Adeus, para aquele casal, ao sonho de uma vida tranquila! Adeus aos filhos
nascidos da união dos dois! Agora, iriam viver somente para Aquele Presente que
o Senhor lhes havia dado, para a Missão que lhes tinha confiado... O plano de
Deus passa pela vida humilde daquele casal. Para que São Paulo pudesse dizer
hoje na Epístola aos Romanos que é “apóstolo
por vocação, escolhido para o Evangelho... que diz respeito ao Filho de
Deus, descendente de Davi segundo a
carne”, foi necessária a coragem generosa da Virgem Maria e o sim pobre e
cheio de solicitude do jovem José. Para que a profecia de Isaías, que ouvimos
na primeira leitura, fosse concretizada, foi necessário que aquele jovem casal
enxergasse Deus e seu plano de amor nas vicissitudes de sua vida humilde e
pobre!
Também
conosco é assim! O Senhor está presente no mundo. O que veio pela Sua bendita
Encarnação, nunca mais nos deixou. Na potência do Seu Espírito Santo, Ele Se
faz presente nos irmãos, nos acontecimentos, na Sua Palavra e, sobretudo nos sacramentos.

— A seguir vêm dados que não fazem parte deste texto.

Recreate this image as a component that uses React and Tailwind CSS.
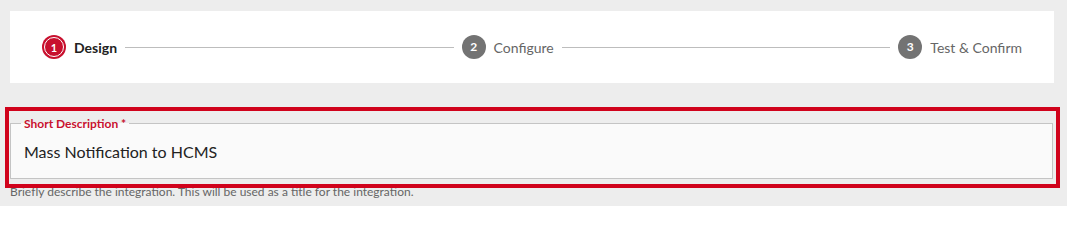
import React from 'react';

const steps = [
    { n: 1, label: 'Design', active: true },
    { n: 2, label: 'Configure' },
    { n: 3, label: 'Test & Confirm' },
];

const StepBadge = ({ n, active }) => active ? (
    <div className="w-6 h-6 rounded-full bg-[#c8102e] p-[2px] shrink-0">
        <div className="w-full h-full rounded-full border-[1.5px] border-white flex items-center justify-center text-white text-[11px] font-bold leading-none">{n}</div>
    </div>
) : (
    <div className="w-6 h-6 rounded-full bg-[#737373] flex items-center justify-center text-white text-[12px] font-bold leading-none shrink-0">{n}</div>
);

const App = () => {
    return (
        <div className="relative w-[1067px] h-[206px] bg-[#ededed] pt-[11px] overflow-hidden" style={{ fontFamily: 'Lato, "Open Sans", sans-serif' }}>
            <div className="ml-[10px] w-[1044px] h-[72px] bg-white flex items-center px-[32px]">
                {steps.map((s, i) => (
                    <React.Fragment key={s.n}>
                        <div className="flex items-center gap-[8px] shrink-0">
                            <StepBadge n={s.n} active={s.active} />
                            <span className={s.active ? 'text-[14px] font-bold text-[#222]' : 'text-[14px] text-[#666]'}>{s.label}</span>
                        </div>
                        {i < steps.length - 1 && <div className="flex-1 h-px bg-[#bdbdbd] mx-[8px]" />}
                    </React.Fragment>
                ))}
            </div>

            <div className="ml-[10px] w-[1043px] mt-[33px]">
                <fieldset className="border border-[#c4c4c4] bg-[#fafafa] px-[10px]">
                    <legend className="px-[3px] text-[12px] font-bold text-[#c8102e] leading-[15px]">Short Description *</legend>
                    <div className="pl-[3px] pt-[11px] pb-[16px] text-[16px] leading-[20px] text-[#222]">Mass Notification to HCMS</div>
                </fieldset>
                <p className="mt-[5px] text-[12px] leading-[16px] text-[#666]">Briefly describe the integration. This will be used as a title for the integration.</p>
            </div>

            <div className="absolute left-[5px] top-[107px] w-[1055px] h-[81px] border-4 border-[#d0021b] pointer-events-none" />
        </div>
    );
};

export default App;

Sabemos reconhecê-Lo? Abrimo-nos aos Seus apelos? E na nossa vida: essa vida
miúda, como a de José e Maria, será que reconhecemos que ela é cheia da
presença e dos apelos do Senhor? No Advento, a Igreja não se cansa de repetir o
apelo de Isaías profeta: “Céus, deixai
cair o orvalho; nuvens, chovei o Justo; abra-se a terra e brote a Salvador!”
(Is 45,8). É interessante este apelo: a salvação choverá do céu, vem de
Deus, é dom, é graça... Mas, por outro lado, ela brota da terra, da terra deste
mundo ferido e cansado, da terra da nossa vida miúda e, por vezes, ressequida e
sem graça...
Supliquemos
à Virgem Maria e a São José que intercedam por nós, para que sejamos atentos em
reconhecer o Senhor nas estradas de nossa existência e generosos em
corresponder aos Seus apelos, como o sagrado casal de Nazaré. Assim fazendo e
assim vivendo, experimentaremos aquilo que o Carpinteiro e sua santa Esposa
experimentaram: a presença de Jesus no dia-a-dia humilde de nossa vida.
Bom dia Dom Henrique...
ResponderExcluir"Eis! Adeus, para aquele casal, ao sonho de uma vida tranquila! Adeus aos filhos nascidos da união dos dois! Agora, iriam viver somente para Aquele Presente que o Senhor lhes havia dado, para a Missão que lhes tinha confiado... O plano de Deus passa pela vida humilde daquele casal. Para que São Paulo pudesse dizer hoje na Epístola aos Romanos que é “apóstolo por vocação, escolhido para o Evangelho... que diz respeito ao Filho de Deus, descendente de Davi segundo a carne”, foi necessária a coragem generosa da Virgem Maria e o sim pobre e cheio de solicitude do jovem José".
"De repente, eis que uma vida de família, que tinha tudo para ser pacata e serena, viu-se agitada por uma tempestade!"
Responsabilidade que ambos aceitaram, cumpriram, com muita dignidade...
Nem preciso dizer que chorei mesmo lendo estas palavras aqui repetidas por mim no corpo do comentário... É tão tão tão absurdamente difícil entender os desígnios de Deus...
Que o Sim humilde de Maria, o Sim silencioso de José, nos inspire nesse Natal.